A Guide To Master Limited Partnerships

A Master Limited Partnership (MLP) is a limited partnership (as opposed to a corporation) that is listed on a securities exchange.  This business structure allows the ownership of the firm (known as the general partner/s) to maintain complete control of the business, as opposed to being answerable to shareholders.  Further, MLPs receive favorable tax treatment due to their status as a partnership, which allows them to avoid paying corporate income tax by “passing through” profits as distributions to the limited partners.  To qualify for this favorable status, a company must derive at least 90% of its income from qualifying sources, mostly related to natural resources and infrastructure1.


MLPs have a structure similar to that of private equity investments2, with a General Partner (GP) and Limited Partners (LPs).  The GP is in charge of the operations of the partnership, but they generally only have a small ownership stake, usually around 2%.  The LPs are passive investors, and while they make up the majority of the ownership, they are subject to limited liability (not to exceed the size of their initial investment).  To encourage GPs to increase partnership distributions, many MLPs include Incentive Distribution Rights, meaning that the GP will receive an increasing percentage of distributable cash flows as per-unit distributions increase.  In other words, as the partnership generates higher distributable profits, a larger share of those profits will be paid to the GP.

Due to the above-mentioned structure, MLP holders (LPs) are able to realize favorable tax treatment.  The profits of the partnership are passed through to the LPs, as are several deductions and tax credits, causing the majority of MLP income to be tax-deferred.  As distributions are made, the tax-deferred portion reduces the investor’s cost basis, and (as long as the cost basis remains positive) that income is not taxed until the sale of the investment, at which time it is taxed at the capital gains rate.  After the cost basis is reduced to zero, any additional deferred income is taxed as capital gains in the year in which they are received.  Additionally, all non-deferred gains are taxed as ordinary income, as they would be with ordinary non-qualified stock dividends.  Because of this unusual tax treatment, MLP investors must file Form K-1 when paying taxes, as opposed to the standard form 1099.3  Investors are also subject to state income taxes in each state in which the MLP operates (depending on the portion of the income allocated to each state) though often times this is small enough to be negligible under state minimums.

While the favorable tax structure and high levels of current income provided by MLPs make them an attractive investment, they are not without significant risks as well.  Because MLPs are primarily in the natural resource and infrastructure industries, they are subject to sector-specific risk.  In addition, the high payout levels of MLPs make them subject to higher levels of interest rate risk than ordinary equities.  Another problem from the perspective of an investor relates to the different methods for accessing MLPs as an asset class.

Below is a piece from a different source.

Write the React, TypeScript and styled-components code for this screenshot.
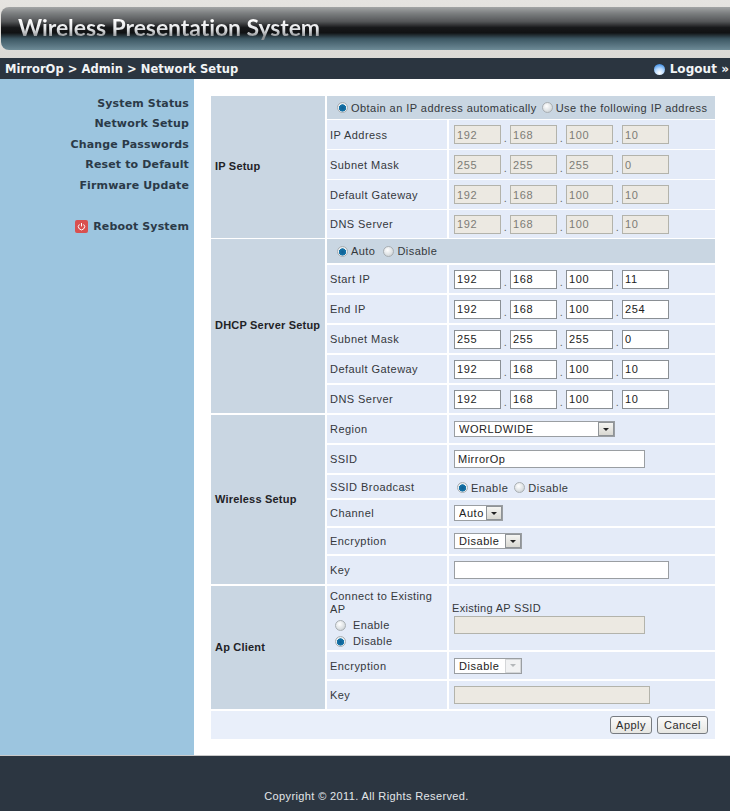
import React from "react";
import styled, { createGlobalStyle } from "styled-components";

const GlobalStyle = createGlobalStyle`
  html, body { margin: 0; padding: 0; background: #fff; }
  body { font-family: "Liberation Sans", Arial, sans-serif; font-size: 11px; color: #2f3338; }
  * { box-sizing: border-box; }
`;

const Page = styled.div`
  width: 730px;
  height: 811px;
  display: flex;
  flex-direction: column;
  overflow: hidden;
`;

const Header = styled.header`
  height: 58px;
  padding: 7px 0 8px 1px;
  background: linear-gradient(#e6e4e1, #dcdad6);
`;

const Banner = styled.div`
  height: 43px;
  padding: 2px 0 0 17px;
  border-radius: 8px 0 0 8px;
  background:
    radial-gradient(circle at 1px 1px, rgba(0, 0, 0, 0.2) 0.7px, transparent 0.8px) 0 0 / 2px 2px,
    linear-gradient(#c8cacb 0, #9a9d9f 14%, #66696b 34%, #1c1e20 48%, #141618 60%, #4a6b7a 74%, #86aab8 100%);
`;

const Title = styled.h1`
  margin: 0;
  display: inline-block;
  font-family: Lato, "Open Sans", sans-serif;
  font-size: 23px;
  line-height: 36px;
  font-weight: 700;
  letter-spacing: -0.08px;
  color: transparent;
  background: linear-gradient(#ffffff 30%, #e4e6e8 55%, #8e9194 78%);
  -webkit-background-clip: text;
  background-clip: text;
`;

const NavBar = styled.nav`
  height: 21px;
  background: #2b3540;
  display: flex;
  align-items: center;
  justify-content: space-between;
  padding: 0 1px 0 5px;
  color: #f2f4f6;
  font-family: "DejaVu Sans", sans-serif;
  font-weight: 700;
  font-size: 11.5px;
  letter-spacing: 0.05px;
`;

const Logout = styled.span`
  display: flex;
  align-items: center;
  gap: 5px;
  font-size: 12px;
`;

const Orb = styled.span`
  width: 11px;
  height: 11px;
  margin-top: 2px;
  border-radius: 50%;
  background: radial-gradient(circle at 50% 80%, #ffffff 0, #bcdcff 40%, #3f8fe6 85%);
`;

const Body = styled.div`
  flex: 1;
  display: flex;
  min-height: 0;
`;

const Sidebar = styled.aside`
  width: 194px;
  padding: 14px 5px 0 0;
  background: #9cc5df;
  display: flex;
  flex-direction: column;
  align-items: flex-end;
`;

const SideLink = styled.a<{ $gapBefore?: boolean }>`
  display: flex;
  align-items: center;
  gap: 5px;
  height: 20.5px;
  margin-top: ${(p) => (p.$gapBefore ? "20.5px" : "0")};
  font-family: "DejaVu Sans", sans-serif;
  font-weight: 700;
  font-size: 11px;
  letter-spacing: 0.15px;
  color: #2b3a48;
`;

const Main = styled.main`
  flex: 1;
  padding: 17px 15px 0 17px;
  display: flex;
  flex-direction: column;
`;

const Section = styled.section<{ $rows: string; $rowGap: number; $after: number }>`
  display: grid;
  grid-template-columns: 114px 120px 1fr;
  grid-template-rows: ${(p) => p.$rows};
  column-gap: 2px;
  row-gap: ${(p) => p.$rowGap}px;
  margin-bottom: ${(p) => p.$after}px;
`;

const GroupCell = styled.div`
  grid-row: 1 / -1;
  background: #c9d6e2;
  display: flex;
  align-items: center;
  padding: 0 0 2px 4px;
  font-weight: 700;
  font-size: 11px;
  letter-spacing: 0.2px;
  color: #1f2327;
`;

const ChoiceRow = styled.div`
  grid-column: 2 / 4;
  background: #c9d6e2;
  display: flex;
  align-items: center;
  padding-left: 10px;
  letter-spacing: 0.45px;
  color: #34383c;
`;

const LabelCell = styled.div`
  background: #e4ebf8;
  display: flex;
  align-items: center;
  padding-left: 3px;
  letter-spacing: 0.45px;
  color: #34383c;
`;

const ValueCell = styled.div`
  background: #e4ebf8;
  display: flex;
  align-items: center;
  padding-left: 5px;
  letter-spacing: 0.5px;
  color: #34383c;
`;

const BroadcastChoices = styled.div`
  display: flex;
  align-items: center;
  padding: 2px 0 0 3px;
`;

const ConnectLabel = styled.div`
  grid-column: 2;
  background: #e4ebf8;
  padding: 4px 3px 0;
  line-height: 13px;
  letter-spacing: 0.4px;
  color: #34383c;
`;

const RadioStack = styled.div`
  display: flex;
  flex-direction: column;
  padding: 1px 0 0 5px;
`;

const StackItem = styled.label`
  display: flex;
  align-items: center;
  height: 16px;
  gap: 7px;
`;

const SsidCell = styled.div`
  background: #e4ebf8;
  display: flex;
  flex-direction: column;
  justify-content: center;
  align-items: flex-start;
  padding: 0 0 1px 3px;
  letter-spacing: 0.3px;
  color: #34383c;
`;

const Choice = styled.label<{ $gap?: number }>`
  display: flex;
  align-items: center;
  gap: 3px;
  margin-right: ${(p) => p.$gap ?? 8}px;
  white-space: nowrap;
`;

const Radio = styled.input.attrs({ type: "radio" })`
  appearance: none;
  width: 11px;
  height: 11px;
  margin: 0;
  flex: none;
  border-radius: 50%;
  border: 1px solid #a9afb3;
  background: radial-gradient(circle at 40% 35%, #ffffff 0, #dfe3e5 55%, #bfc5c8 100%);
  &:checked {
    background: radial-gradient(circle at 50% 55%, #0d5f93 0, #1673a8 50%, #eef2f4 58%, #d5dadd 100%);
  }
`;

const OctetRow = styled.div`
  display: flex;
  align-items: center;
`;

const Octet = styled.input<{ $locked?: boolean }>`
  width: 47px;
  height: 19px;
  padding: 0 0 0 2px;
  margin: 0;
  border: 1px solid ${(p) => (p.$locked ? "#b3b3ab" : "#8a8f94")};
  border-radius: 0;
  background: ${(p) => (p.$locked ? "#ece9e2" : "#ffffff")};
  color: ${(p) => (p.$locked ? "#7c7c76" : "#222")};
  font: 11px "Liberation Sans", Arial, sans-serif;
  letter-spacing: 0.6px;
  opacity: 1;
`;

const Dot = styled.span`
  width: 9px;
  padding-top: 6px;
  text-align: center;
  color: #666;
`;

const TextInput = styled.input<{ $width: number; $locked?: boolean; $indent?: boolean }>`
  width: ${(p) => p.$width}px;
  height: 18px;
  margin: ${(p) => (p.$indent ? "2px 0 0 2px" : "0")};
  padding: 0 0 0 3px;
  border: 1px solid ${(p) => (p.$locked ? "#b3b3ab" : "#9a9ea2")};
  border-radius: 0;
  background: ${(p) => (p.$locked ? "#ece9e2" : "#ffffff")};
  color: #222;
  font: 11px "Liberation Sans", Arial, sans-serif;
  letter-spacing: 0.5px;
  opacity: 1;
`;

const SelectWrap = styled.div<{ $width: number }>`
  position: relative;
  width: ${(p) => p.$width}px;
  height: 16px;
`;

const NativeSelect = styled.select`
  appearance: none;
  display: block;
  width: 100%;
  height: 100%;
  padding: 0 0 0 4px;
  margin: 0;
  border: 1px solid #9a9ea2;
  border-radius: 0;
  background: #fff;
  color: #222;
  opacity: 1;
  font: 11px "Liberation Sans", Arial, sans-serif;
  letter-spacing: 0.55px;
`;

const Arrow = styled.span<{ $off?: boolean }>`
  position: absolute;
  top: 1px;
  right: 1px;
  bottom: 1px;
  width: 16px;
  display: flex;
  align-items: center;
  justify-content: center;
  border: 1px solid ${(p) => (p.$off ? "#d4d6d8" : "#8f9397")};
  background: ${(p) => (p.$off ? "#f1f2f3" : "linear-gradient(#f5f5f2, #d9d8d2)")};
  pointer-events: none;
  &::after {
    content: "";
    border-style: solid;
    border-width: 3px 3.5px 0;
    border-color: ${(p) => (p.$off ? "#b4b7ba" : "#222")} transparent transparent;
  }
`;

const ActionRow = styled.div`
  height: 28px;
  background: #e9effa;
  display: flex;
  align-items: center;
  justify-content: flex-end;
  gap: 5px;
  padding-right: 7px;
`;

const ActionButton = styled.button<{ $width: number }>`
  width: ${(p) => p.$width}px;
  height: 18px;
  padding: 0;
  border: 1px solid #777b80;
  border-radius: 3px;
  background: linear-gradient(#fbfbfb, #e6e6e2);
  color: #2b2b2b;
  font: 11px "Liberation Sans", Arial, sans-serif;
  letter-spacing: 0.45px;
`;

const Footer = styled.footer`
  height: 56px;
  padding: 33px 0 0 3px;
  background: #2c3641;
  border-top: 1px solid #c9c9c9;
  text-align: center;
  color: #e3e6e9;
  font-size: 11px;
  line-height: 14px;
  letter-spacing: 0.38px;
`;

const PowerIcon = () => (
  <svg width="13" height="13" viewBox="0 0 13 13" aria-hidden="true">
    <rect x="0" y="0" width="13" height="13" rx="2" fill="#d9504f" />
    <path d="M6.5 3v3.4" stroke="#fff" strokeWidth="1" fill="none" />
    <path d="M4.4 4.4a3.1 3.1 0 1 0 4.2 0" stroke="#fff" strokeWidth="1" fill="none" />
  </svg>
);

const Octets = ({ values, locked }: { values: string[]; locked?: boolean }) => (
  <OctetRow>
    {values.map((v, i) => (
      <React.Fragment key={i}>
        {i > 0 && <Dot>.</Dot>}
        <Octet readOnly defaultValue={v} disabled={locked} $locked={locked} />
      </React.Fragment>
    ))}
  </OctetRow>
);

const Select = ({ width, value, off }: { width: number; value: string; off?: boolean }) => (
  <SelectWrap $width={width}>
    <NativeSelect defaultValue={value} disabled={off}>
      <option>{value}</option>
    </NativeSelect>
    <Arrow $off={off} />
  </SelectWrap>
);

const ipSetup: [string, string[]][] = [
  ["IP Address", ["192", "168", "100", "10"]],
  ["Subnet Mask", ["255", "255", "255", "0"]],
  ["Default Gateway", ["192", "168", "100", "10"]],
  ["DNS Server", ["192", "168", "100", "10"]],
];

const dhcpSetup: [string, string[]][] = [
  ["Start IP", ["192", "168", "100", "11"]],
  ["End IP", ["192", "168", "100", "254"]],
  ["Subnet Mask", ["255", "255", "255", "0"]],
  ["Default Gateway", ["192", "168", "100", "10"]],
  ["DNS Server", ["192", "168", "100", "10"]],
];

const links = ["System Status", "Network Setup", "Change Passwords", "Reset to Default", "Firmware Update"];

export default function App() {
  return (
    <Page>
      <GlobalStyle />
      <Header>
        <Banner>
          <Title>Wireless Presentation System</Title>
        </Banner>
      </Header>
      <NavBar>
        <span>MirrorOp &gt; Admin &gt; Network Setup</span>
        <Logout>
          <Orb />
          Logout »
        </Logout>
      </NavBar>
      <Body>
        <Sidebar>
          {links.map((l) => (
            <SideLink key={l}>{l}</SideLink>
          ))}
          <SideLink $gapBefore>
            <PowerIcon />
            Reboot System
          </SideLink>
        </Sidebar>
        <Main>
          <Section $rows="23px 29px 29px 29px 28px" $rowGap={1} $after={1}>
            <GroupCell>IP Setup</GroupCell>
            <ChoiceRow>
              <Choice $gap={5}><Radio name="ip" defaultChecked />Obtain an IP address automatically</Choice>
              <Choice><Radio name="ip" />Use the following IP address</Choice>
            </ChoiceRow>
            {ipSetup.map(([label, values]) => (
              <React.Fragment key={label}>
                <LabelCell>{label}</LabelCell>
                <ValueCell><Octets values={values} locked /></ValueCell>
              </React.Fragment>
            ))}
          </Section>

          <Section $rows="24px 28px 28px 28px 28px 28px" $rowGap={2} $after={2}>
            <GroupCell>DHCP Server Setup</GroupCell>
            <ChoiceRow>
              <Choice $gap={8}><Radio name="dhcp" defaultChecked />Auto</Choice>
              <Choice><Radio name="dhcp" />Disable</Choice>
            </ChoiceRow>
            {dhcpSetup.map(([label, values]) => (
              <React.Fragment key={label}>
                <LabelCell>{label}</LabelCell>
                <ValueCell><Octets values={values} /></ValueCell>
              </React.Fragment>
            ))}
          </Section>

          <Section $rows="28px 28px 23px 26px 26px 28px" $rowGap={2} $after={2}>
            <GroupCell>Wireless Setup</GroupCell>
            <LabelCell>Region</LabelCell>
            <ValueCell><Select width={161} value="WORLDWIDE" /></ValueCell>
            <LabelCell>SSID</LabelCell>
            <ValueCell><TextInput $width={191} readOnly defaultValue="MirrorOp" /></ValueCell>
            <LabelCell>SSID Broadcast</LabelCell>
            <ValueCell>
              <BroadcastChoices>
                <Choice $gap={6}><Radio name="bc" defaultChecked />Enable</Choice>
                <Choice><Radio name="bc" />Disable</Choice>
              </BroadcastChoices>
            </ValueCell>
            <LabelCell>Channel</LabelCell>
            <ValueCell><Select width={49} value="Auto" /></ValueCell>
            <LabelCell>Encryption</LabelCell>
            <ValueCell><Select width={68} value="Disable" /></ValueCell>
            <LabelCell>Key</LabelCell>
            <ValueCell><TextInput $width={215} readOnly /></ValueCell>
          </Section>

          <Section $rows="64px 27px 28px" $rowGap={2} $after={2}>
            <GroupCell>Ap Client</GroupCell>
            <ConnectLabel>
              Connect to Existing AP
              <RadioStack>
                <StackItem><Radio name="ap" />Enable</StackItem>
                <StackItem><Radio name="ap" defaultChecked />Disable</StackItem>
              </RadioStack>
            </ConnectLabel>
            <SsidCell>
              Existing AP SSID
              <TextInput $width={191} $locked $indent disabled />
            </SsidCell>
            <LabelCell>Encryption</LabelCell>
            <ValueCell><Select width={68} value="Disable" off /></ValueCell>
            <LabelCell>Key</LabelCell>
            <ValueCell><TextInput $width={196} $locked disabled /></ValueCell>
          </Section>

          <ActionRow>
            <ActionButton $width={42}>Apply</ActionButton>
            <ActionButton $width={51}>Cancel</ActionButton>
          </ActionRow>
        </Main>
      </Body>
      <Footer>Copyright © 2011. All Rights Reserved.</Footer>
    </Page>
  );
}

While most investors agree on the value of diversification, the standard vehicles for this in the MLP space (mutual funds, exchange traded funds, or notes) do not pass along the tax benefits of holding individual MLPs.  This means that in order to realize the tax advantages of MLPs, investors must either eschew diversification, or invest in a large number of individual MLPs, which could cause headaches during tax season due to the filing requirements.  Also, while individual MLPs can be held in traditional and Roth IRAs, depending on the amount of partnership income, investors can be subject to unrelated business income tax (UBIT), and might be required to file IRS Form 990T. Before investing in MLPs, both the reason for choosing the asset class and the preferred method should be carefully considered.

1. Frequent readers will note that this is not unlike REITs, which are described in detail here: http://www.empirical.net/real-estate-investment-trusts/
2. See our post on private equity for more details: http://www.empirical.net/introduction-private-equity/
3. This is an important consideration, as Form K-1 can be significantly more difficult and time-consuming to complete.